• [Requirement]: Write out the entire listing below exactly, with the pictures left out.

- - - - - - -

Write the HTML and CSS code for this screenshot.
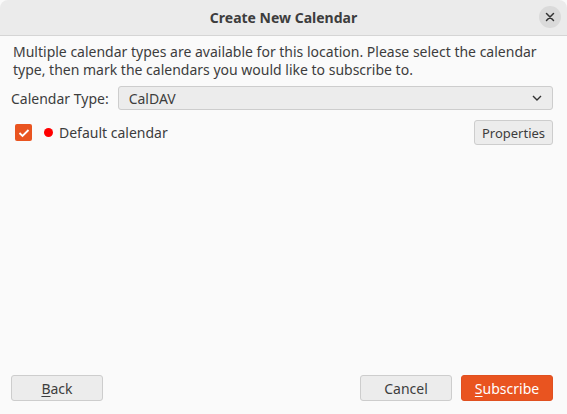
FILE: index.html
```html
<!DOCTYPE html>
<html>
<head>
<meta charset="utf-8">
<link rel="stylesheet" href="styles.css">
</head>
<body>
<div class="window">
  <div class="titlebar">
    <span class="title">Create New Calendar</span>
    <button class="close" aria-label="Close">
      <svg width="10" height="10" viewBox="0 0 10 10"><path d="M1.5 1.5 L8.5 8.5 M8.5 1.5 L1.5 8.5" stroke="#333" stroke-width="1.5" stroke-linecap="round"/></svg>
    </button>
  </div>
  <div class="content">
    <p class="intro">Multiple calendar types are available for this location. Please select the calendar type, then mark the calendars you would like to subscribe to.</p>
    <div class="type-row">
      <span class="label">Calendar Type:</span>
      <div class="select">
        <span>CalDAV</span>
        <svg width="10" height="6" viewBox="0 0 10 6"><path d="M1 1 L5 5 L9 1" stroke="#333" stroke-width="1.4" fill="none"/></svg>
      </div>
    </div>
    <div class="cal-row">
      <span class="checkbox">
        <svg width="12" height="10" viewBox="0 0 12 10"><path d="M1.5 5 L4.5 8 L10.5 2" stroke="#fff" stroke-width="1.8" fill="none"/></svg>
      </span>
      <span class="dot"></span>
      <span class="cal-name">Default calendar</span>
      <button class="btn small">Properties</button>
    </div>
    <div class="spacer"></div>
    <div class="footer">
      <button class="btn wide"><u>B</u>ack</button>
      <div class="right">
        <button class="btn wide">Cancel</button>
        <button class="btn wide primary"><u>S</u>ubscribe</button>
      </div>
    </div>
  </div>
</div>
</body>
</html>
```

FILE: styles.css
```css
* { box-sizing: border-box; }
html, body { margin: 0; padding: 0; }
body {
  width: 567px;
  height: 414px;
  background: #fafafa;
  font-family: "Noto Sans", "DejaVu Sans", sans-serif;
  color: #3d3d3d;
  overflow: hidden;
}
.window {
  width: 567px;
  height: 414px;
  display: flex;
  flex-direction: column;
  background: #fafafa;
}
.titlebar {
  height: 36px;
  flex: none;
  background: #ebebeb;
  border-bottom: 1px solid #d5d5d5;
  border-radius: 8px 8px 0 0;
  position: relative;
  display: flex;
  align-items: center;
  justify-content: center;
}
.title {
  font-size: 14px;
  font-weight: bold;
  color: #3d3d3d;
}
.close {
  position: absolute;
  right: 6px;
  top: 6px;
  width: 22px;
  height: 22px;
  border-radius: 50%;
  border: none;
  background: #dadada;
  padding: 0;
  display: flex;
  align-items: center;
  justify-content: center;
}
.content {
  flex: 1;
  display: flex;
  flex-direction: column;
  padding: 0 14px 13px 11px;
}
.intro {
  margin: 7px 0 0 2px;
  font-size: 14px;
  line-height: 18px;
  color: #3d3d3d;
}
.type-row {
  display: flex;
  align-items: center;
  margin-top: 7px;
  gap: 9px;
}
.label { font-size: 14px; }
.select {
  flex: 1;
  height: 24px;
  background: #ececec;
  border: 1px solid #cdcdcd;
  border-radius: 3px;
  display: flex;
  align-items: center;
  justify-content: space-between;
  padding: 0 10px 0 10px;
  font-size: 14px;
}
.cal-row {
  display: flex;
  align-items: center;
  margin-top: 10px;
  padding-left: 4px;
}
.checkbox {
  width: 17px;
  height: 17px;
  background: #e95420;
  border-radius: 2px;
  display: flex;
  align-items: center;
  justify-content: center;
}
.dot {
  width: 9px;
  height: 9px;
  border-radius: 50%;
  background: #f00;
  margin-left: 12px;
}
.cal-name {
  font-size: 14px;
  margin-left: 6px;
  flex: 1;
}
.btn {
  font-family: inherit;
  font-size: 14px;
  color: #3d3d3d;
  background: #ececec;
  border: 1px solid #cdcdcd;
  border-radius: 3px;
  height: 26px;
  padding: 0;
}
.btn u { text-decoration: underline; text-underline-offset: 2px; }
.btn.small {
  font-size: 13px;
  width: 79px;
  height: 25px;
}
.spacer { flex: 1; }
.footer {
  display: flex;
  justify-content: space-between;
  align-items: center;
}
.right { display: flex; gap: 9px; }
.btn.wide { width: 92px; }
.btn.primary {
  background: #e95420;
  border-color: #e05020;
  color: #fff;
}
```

- - - - - - -

• [Output of the exercise]:
Write the HTML and CSS code for this screenshot.
FILE: index.html
```html
<!DOCTYPE html>
<html>
<head>
<meta charset="utf-8">
<link rel="stylesheet" href="styles.css">
</head>
<body>
<div class="window">
  <div class="titlebar">
    <span class="title">Create New Calendar</span>
    <button class="close" aria-label="Close">
      <svg width="10" height="10" viewBox="0 0 10 10"><path d="M1.5 1.5 L8.5 8.5 M8.5 1.5 L1.5 8.5" stroke="#333" stroke-width="1.5" stroke-linecap="round"/></svg>
    </button>
  </div>
  <div class="content">
    <p class="intro">Multiple calendar types are available for this location. Please select the calendar type, then mark the calendars you would like to subscribe to.</p>
    <div class="type-row">
      <span class="label">Calendar Type:</span>
      <div class="select">
        <span>CalDAV</span>
        <svg width="10" height="6" viewBox="0 0 10 6"><path d="M1 1 L5 5 L9 1" stroke="#333" stroke-width="1.4" fill="none"/></svg>
      </div>
    </div>
    <div class="cal-row">
      <span class="checkbox">
        <svg width="12" height="10" viewBox="0 0 12 10"><path d="M1.5 5 L4.5 8 L10.5 2" stroke="#fff" stroke-width="1.8" fill="none"/></svg>
      </span>
      <span class="dot"></span>
      <span class="cal-name">Default calendar</span>
      <button class="btn small">Properties</button>
    </div>
    <div class="spacer"></div>
    <div class="footer">
      <button class="btn wide"><u>B</u>ack</button>
      <div class="right">
        <button class="btn wide">Cancel</button>
        <button class="btn wide primary"><u>S</u>ubscribe</button>
      </div>
    </div>
  </div>
</div>
</body>
</html>
```

FILE: styles.css
```css
* { box-sizing: border-box; }
html, body { margin: 0; padding: 0; }
body {
  width: 567px;
  height: 414px;
  background: #fafafa;
  font-family: "Noto Sans", "DejaVu Sans", sans-serif;
  color: #3d3d3d;
  overflow: hidden;
}
.window {
  width: 567px;
  height: 414px;
  display: flex;
  flex-direction: column;
  background: #fafafa;
}
.titlebar {
  height: 36px;
  flex: none;
  background: #ebebeb;
  border-bottom: 1px solid #d5d5d5;
  border-radius: 8px 8px 0 0;
  position: relative;
  display: flex;
  align-items: center;
  justify-content: center;
}
.title {
  font-size: 14px;
  font-weight: bold;
  color: #3d3d3d;
}
.close {
  position: absolute;
  right: 6px;
  top: 6px;
  width: 22px;
  height: 22px;
  border-radius: 50%;
  border: none;
  background: #dadada;
  padding: 0;
  display: flex;
  align-items: center;
  justify-content: center;
}
.content {
  flex: 1;
  display: flex;
  flex-direction: column;
  padding: 0 14px 13px 11px;
}
.intro {
  margin: 7px 0 0 2px;
  font-size: 14px;
  line-height: 18px;
  color: #3d3d3d;
}
.type-row {
  display: flex;
  align-items: center;
  margin-top: 7px;
  gap: 9px;
}
.label { font-size: 14px; }
.select {
  flex: 1;
  height: 24px;
  background: #ececec;
  border: 1px solid #cdcdcd;
  border-radius: 3px;
  display: flex;
  align-items: center;
  justify-content: space-between;
  padding: 0 10px 0 10px;
  font-size: 14px;
}
.cal-row {
  display: flex;
  align-items: center;
  margin-top: 10px;
  padding-left: 4px;
}
.checkbox {
  width: 17px;
  height: 17px;
  background: #e95420;
  border-radius: 2px;
  display: flex;
  align-items: center;
  justify-content: center;
}
.dot {
  width: 9px;
  height: 9px;
  border-radius: 50%;
  background: #f00;
  margin-left: 12px;
}
.cal-name {
  font-size: 14px;
  margin-left: 6px;
  flex: 1;
}
.btn {
  font-family: inherit;
  font-size: 14px;
  color: #3d3d3d;
  background: #ececec;
  border: 1px solid #cdcdcd;
  border-radius: 3px;
  height: 26px;
  padding: 0;
}
.btn u { text-decoration: underline; text-underline-offset: 2px; }
.btn.small {
  font-size: 13px;
  width: 79px;
  height: 25px;
}
.spacer { flex: 1; }
.footer {
  display: flex;
  justify-content: space-between;
  align-items: center;
}
.right { display: flex; gap: 9px; }
.btn.wide { width: 92px; }
.btn.primary {
  background: #e95420;
  border-color: #e05020;
  color: #fff;
}
```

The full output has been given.